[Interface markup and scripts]
^^^^^^^^

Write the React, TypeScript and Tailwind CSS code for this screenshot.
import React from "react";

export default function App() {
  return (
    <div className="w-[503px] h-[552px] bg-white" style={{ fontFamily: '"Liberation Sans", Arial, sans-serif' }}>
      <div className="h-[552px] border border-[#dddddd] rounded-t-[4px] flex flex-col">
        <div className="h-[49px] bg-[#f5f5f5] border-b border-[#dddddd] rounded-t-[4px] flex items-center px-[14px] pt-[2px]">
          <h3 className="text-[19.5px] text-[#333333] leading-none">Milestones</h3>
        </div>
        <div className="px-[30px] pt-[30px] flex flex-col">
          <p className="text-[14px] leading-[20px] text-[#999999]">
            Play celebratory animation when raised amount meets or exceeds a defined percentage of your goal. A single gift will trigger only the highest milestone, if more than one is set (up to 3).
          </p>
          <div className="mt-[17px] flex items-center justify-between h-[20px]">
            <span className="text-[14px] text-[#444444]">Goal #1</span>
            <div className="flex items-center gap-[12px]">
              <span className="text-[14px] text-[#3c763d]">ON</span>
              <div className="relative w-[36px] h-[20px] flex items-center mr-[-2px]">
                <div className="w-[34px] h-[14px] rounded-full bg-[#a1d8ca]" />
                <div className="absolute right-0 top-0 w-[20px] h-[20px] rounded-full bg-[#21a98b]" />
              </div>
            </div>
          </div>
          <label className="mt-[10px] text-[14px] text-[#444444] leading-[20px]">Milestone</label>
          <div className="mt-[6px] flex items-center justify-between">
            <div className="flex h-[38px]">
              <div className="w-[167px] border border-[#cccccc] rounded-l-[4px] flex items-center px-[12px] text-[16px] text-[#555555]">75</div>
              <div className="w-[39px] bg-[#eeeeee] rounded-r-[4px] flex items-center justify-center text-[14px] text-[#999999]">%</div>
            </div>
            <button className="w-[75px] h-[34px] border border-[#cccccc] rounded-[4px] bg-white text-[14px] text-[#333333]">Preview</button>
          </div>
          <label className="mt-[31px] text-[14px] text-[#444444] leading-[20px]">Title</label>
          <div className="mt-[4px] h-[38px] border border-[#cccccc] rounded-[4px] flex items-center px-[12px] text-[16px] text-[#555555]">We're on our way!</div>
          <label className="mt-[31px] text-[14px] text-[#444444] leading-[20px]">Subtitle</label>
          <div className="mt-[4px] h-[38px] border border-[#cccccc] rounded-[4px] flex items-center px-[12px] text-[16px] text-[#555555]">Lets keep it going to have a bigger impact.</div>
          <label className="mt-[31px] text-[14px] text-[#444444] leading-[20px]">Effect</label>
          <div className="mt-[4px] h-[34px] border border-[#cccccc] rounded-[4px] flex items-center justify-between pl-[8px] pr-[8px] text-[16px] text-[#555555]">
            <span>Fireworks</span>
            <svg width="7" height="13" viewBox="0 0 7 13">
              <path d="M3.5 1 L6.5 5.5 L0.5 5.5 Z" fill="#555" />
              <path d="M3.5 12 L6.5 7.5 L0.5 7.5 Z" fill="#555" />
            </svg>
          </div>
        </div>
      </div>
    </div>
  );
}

^^^^^^^^

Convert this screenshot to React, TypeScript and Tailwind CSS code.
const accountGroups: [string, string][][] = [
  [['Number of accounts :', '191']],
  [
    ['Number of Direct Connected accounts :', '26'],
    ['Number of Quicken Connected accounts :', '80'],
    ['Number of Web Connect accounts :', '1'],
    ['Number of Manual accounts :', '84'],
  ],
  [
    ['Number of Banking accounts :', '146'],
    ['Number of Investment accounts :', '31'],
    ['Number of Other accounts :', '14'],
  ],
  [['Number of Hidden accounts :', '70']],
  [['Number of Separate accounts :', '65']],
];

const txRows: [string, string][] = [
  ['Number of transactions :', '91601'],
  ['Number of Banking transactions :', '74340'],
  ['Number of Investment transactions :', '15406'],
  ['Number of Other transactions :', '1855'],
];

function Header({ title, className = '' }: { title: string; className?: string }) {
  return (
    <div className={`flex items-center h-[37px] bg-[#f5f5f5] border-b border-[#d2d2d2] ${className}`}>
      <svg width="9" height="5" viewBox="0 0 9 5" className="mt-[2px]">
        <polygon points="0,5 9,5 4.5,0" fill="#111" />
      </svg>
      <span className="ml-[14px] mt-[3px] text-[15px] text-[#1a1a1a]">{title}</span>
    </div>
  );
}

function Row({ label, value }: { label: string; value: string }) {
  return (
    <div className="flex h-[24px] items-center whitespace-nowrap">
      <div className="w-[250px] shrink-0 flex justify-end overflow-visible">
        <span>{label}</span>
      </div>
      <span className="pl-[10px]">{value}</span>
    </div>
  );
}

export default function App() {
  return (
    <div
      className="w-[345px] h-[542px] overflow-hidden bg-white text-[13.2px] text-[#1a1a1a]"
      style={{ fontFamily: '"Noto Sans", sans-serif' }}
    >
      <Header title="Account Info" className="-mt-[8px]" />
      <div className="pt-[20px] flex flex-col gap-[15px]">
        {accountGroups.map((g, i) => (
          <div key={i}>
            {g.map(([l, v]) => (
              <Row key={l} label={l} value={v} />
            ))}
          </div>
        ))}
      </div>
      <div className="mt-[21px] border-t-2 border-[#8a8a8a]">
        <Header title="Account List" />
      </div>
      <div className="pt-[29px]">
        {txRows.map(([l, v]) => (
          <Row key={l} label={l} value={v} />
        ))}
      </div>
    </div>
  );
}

^^^^^^^^

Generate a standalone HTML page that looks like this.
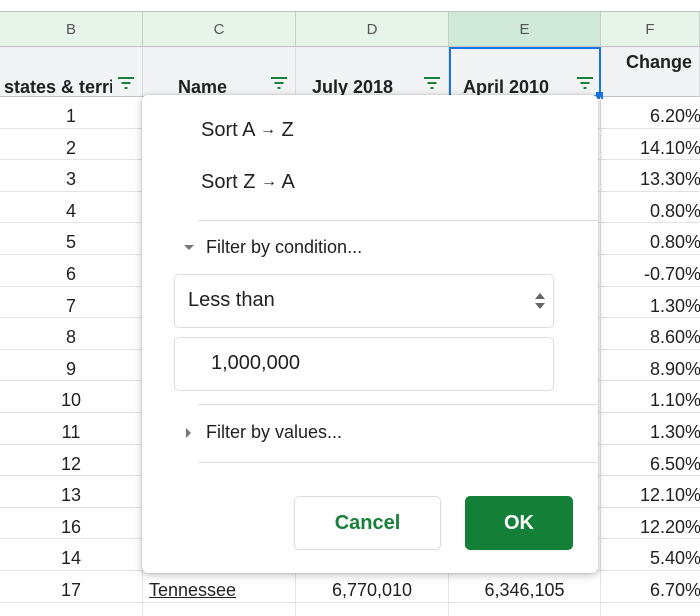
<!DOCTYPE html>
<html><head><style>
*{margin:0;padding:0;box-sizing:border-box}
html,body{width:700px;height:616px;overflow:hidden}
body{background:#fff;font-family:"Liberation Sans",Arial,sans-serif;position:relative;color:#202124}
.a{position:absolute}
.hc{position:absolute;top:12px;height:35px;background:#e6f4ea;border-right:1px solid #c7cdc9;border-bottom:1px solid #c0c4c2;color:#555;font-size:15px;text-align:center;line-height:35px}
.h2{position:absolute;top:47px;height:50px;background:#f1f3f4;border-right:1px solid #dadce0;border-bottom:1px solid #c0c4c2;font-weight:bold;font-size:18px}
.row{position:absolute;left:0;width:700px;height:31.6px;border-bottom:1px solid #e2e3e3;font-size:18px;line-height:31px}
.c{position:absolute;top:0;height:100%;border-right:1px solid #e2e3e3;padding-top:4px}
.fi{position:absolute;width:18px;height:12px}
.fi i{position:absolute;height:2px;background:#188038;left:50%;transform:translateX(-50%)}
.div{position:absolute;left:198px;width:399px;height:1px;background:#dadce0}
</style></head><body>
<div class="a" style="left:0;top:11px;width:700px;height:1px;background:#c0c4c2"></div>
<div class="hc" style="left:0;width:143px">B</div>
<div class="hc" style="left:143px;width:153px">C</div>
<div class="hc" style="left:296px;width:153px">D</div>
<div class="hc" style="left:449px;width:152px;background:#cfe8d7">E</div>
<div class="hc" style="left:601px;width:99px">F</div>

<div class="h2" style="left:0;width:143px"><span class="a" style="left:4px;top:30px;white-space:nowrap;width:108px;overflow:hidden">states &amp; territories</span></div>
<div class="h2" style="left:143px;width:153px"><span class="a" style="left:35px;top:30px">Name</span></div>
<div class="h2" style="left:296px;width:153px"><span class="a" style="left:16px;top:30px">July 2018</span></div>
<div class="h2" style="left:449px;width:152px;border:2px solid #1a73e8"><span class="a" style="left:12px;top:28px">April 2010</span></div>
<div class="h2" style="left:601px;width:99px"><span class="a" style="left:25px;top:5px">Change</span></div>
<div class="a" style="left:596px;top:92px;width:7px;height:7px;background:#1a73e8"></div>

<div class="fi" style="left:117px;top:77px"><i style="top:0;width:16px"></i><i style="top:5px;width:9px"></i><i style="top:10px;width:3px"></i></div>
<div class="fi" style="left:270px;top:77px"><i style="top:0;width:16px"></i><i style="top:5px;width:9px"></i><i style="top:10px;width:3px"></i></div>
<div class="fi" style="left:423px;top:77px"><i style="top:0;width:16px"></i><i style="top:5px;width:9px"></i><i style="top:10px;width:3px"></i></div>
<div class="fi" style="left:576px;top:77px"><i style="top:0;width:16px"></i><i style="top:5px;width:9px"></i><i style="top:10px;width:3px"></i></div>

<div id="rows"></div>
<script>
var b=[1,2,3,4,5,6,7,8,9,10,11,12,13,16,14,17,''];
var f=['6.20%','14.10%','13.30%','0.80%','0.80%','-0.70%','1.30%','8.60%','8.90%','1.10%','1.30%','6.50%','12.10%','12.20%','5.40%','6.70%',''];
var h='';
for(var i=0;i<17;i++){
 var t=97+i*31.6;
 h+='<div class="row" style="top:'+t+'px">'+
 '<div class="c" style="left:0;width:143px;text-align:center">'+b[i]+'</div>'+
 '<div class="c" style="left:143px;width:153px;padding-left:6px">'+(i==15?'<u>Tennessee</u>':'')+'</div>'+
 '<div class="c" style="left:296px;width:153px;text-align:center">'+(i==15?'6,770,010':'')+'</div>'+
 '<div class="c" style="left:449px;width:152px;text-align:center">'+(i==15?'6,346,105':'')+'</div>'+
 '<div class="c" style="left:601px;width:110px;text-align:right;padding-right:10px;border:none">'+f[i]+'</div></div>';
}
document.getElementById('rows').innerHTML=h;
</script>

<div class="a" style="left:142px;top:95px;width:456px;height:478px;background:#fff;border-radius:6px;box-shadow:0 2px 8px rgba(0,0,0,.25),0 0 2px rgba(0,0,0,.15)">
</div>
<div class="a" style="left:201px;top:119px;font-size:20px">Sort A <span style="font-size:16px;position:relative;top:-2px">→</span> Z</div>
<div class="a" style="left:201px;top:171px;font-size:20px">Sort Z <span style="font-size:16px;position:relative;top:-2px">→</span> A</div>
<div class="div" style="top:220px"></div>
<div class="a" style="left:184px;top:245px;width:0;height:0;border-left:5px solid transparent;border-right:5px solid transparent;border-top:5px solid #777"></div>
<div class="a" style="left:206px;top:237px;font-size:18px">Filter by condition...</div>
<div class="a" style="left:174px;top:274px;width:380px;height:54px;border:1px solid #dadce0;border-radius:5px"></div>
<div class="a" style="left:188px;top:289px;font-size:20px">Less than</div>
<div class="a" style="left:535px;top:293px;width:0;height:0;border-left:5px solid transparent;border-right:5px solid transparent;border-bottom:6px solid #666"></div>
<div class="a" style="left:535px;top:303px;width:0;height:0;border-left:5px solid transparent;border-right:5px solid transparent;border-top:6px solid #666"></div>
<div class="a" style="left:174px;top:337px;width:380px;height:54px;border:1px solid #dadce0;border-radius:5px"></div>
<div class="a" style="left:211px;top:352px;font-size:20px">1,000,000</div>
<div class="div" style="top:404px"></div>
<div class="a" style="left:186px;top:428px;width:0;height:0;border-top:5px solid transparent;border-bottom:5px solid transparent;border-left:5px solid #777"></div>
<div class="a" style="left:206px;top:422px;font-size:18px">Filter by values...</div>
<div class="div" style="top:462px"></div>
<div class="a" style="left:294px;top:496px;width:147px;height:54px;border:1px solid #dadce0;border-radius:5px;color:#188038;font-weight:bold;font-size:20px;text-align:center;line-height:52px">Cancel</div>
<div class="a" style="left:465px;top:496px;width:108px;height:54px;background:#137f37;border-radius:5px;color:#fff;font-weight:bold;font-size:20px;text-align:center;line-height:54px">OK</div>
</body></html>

^^^^^^^^

**Problem:** Extract exactly and only the span of lines that begins at the line containing "Write the React, TypeScript" and ends at the line containing "import React from".

**Task solution:**
Write the React, TypeScript and Tailwind CSS code for this screenshot.
import React from "react";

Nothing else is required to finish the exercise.